Kalima Young

Lecturer

Kalima Young

Contact Information

PHONE
OFFICE
Stephens Annex 127

Education

University of Maryland, College Park (PhD Candidate)
Towson University (MA)
Goucher College (BA)

Areas of Expertise

Feminist film theory, Black film criticism, narrative production, film history

Biography

Kalima Young is a Lecturer who teaches Principles of Film and Media Production, African American Cinema and Gender in Film.  She is also a PhD candidate in American Studies at the University of Maryland, College Park.  Her research explores what it means in contemporary America to be Black and to be the subject of and witness to ongoing violence against Black bodies. A videographer and writer, Ms. Young owns and operates Kubla Khan Productions, an independent video production company.  She has written, produced and directed two feature length films Grace Haven (2006), Lessons Learned (2009) as well as several short form campaign videos including, It Gets Better, Baltimore, a collection of lesbian, gay, bisexual and transgender testimonials addressing teen bullying and suicide prevention.

A Baltimore activist, Ms. Young is on the leadership team for the FORCE: Upsetting Rape Culture’s Monument Quilt Project, a collection of stories of survivors of rape and sexual abuse. Collecting over 6,000 quilt squares from across the nation, this art installation will blanket the National Mall in Washington, D.C. in 2018.  Ms. Young is also a weekly co-host for The Marc Steiner Show on WEAA 88.9 radio where she provides media and cultural criticism.  

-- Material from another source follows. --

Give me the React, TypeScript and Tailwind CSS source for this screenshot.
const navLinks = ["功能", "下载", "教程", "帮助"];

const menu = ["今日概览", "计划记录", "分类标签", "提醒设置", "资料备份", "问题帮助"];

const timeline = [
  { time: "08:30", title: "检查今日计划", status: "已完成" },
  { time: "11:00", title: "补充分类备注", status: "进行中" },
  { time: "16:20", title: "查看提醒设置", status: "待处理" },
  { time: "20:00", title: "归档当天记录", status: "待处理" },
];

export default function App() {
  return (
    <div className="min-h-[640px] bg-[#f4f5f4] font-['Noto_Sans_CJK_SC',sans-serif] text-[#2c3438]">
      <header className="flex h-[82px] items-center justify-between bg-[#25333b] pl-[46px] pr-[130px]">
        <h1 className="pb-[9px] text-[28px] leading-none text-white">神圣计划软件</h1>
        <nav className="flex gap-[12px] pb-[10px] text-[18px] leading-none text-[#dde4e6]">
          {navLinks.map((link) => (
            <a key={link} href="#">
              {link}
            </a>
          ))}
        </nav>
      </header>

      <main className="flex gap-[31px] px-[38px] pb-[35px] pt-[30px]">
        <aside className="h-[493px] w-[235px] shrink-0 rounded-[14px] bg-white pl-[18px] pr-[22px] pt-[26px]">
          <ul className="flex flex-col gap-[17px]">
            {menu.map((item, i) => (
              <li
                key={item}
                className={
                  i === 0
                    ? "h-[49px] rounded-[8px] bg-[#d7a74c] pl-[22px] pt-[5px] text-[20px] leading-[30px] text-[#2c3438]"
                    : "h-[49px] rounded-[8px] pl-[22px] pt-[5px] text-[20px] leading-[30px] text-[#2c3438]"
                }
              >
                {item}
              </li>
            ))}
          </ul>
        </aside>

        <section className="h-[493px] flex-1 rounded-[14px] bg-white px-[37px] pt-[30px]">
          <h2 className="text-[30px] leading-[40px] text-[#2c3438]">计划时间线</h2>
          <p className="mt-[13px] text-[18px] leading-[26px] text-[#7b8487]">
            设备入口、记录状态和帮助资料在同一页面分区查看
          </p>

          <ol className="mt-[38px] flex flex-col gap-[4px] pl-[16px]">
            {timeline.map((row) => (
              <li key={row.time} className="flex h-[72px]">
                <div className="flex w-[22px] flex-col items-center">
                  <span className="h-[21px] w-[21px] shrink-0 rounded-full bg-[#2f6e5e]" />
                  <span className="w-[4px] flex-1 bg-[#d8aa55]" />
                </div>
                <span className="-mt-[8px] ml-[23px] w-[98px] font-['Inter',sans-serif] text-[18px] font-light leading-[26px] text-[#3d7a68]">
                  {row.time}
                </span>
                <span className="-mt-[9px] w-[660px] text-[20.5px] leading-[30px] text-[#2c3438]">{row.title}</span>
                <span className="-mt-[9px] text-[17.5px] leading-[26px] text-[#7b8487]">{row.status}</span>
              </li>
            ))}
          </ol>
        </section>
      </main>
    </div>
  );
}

Her publications include: “We Will Survive: Race and Gender-Based Trauma as Cultural Truth-Telling”. Feminist Perspectives on Orange Is the New Black: Thirteen Critical Essays. Eds. April Kalogeropoulos Householder and Adrienne Trier-Bieniek, NC: McFarland Publishers (2016); “Emancipating the Past, Spectacularizing the Present: Kara Walker, Slavery and Representations of Cultural Trauma.”  Powerlines Journal, 3.1 (2015); and “Changing America: The Emancipation Proclamation (1863) and the March on Washington (1963)” Powerlines Journal 2.1 (2014).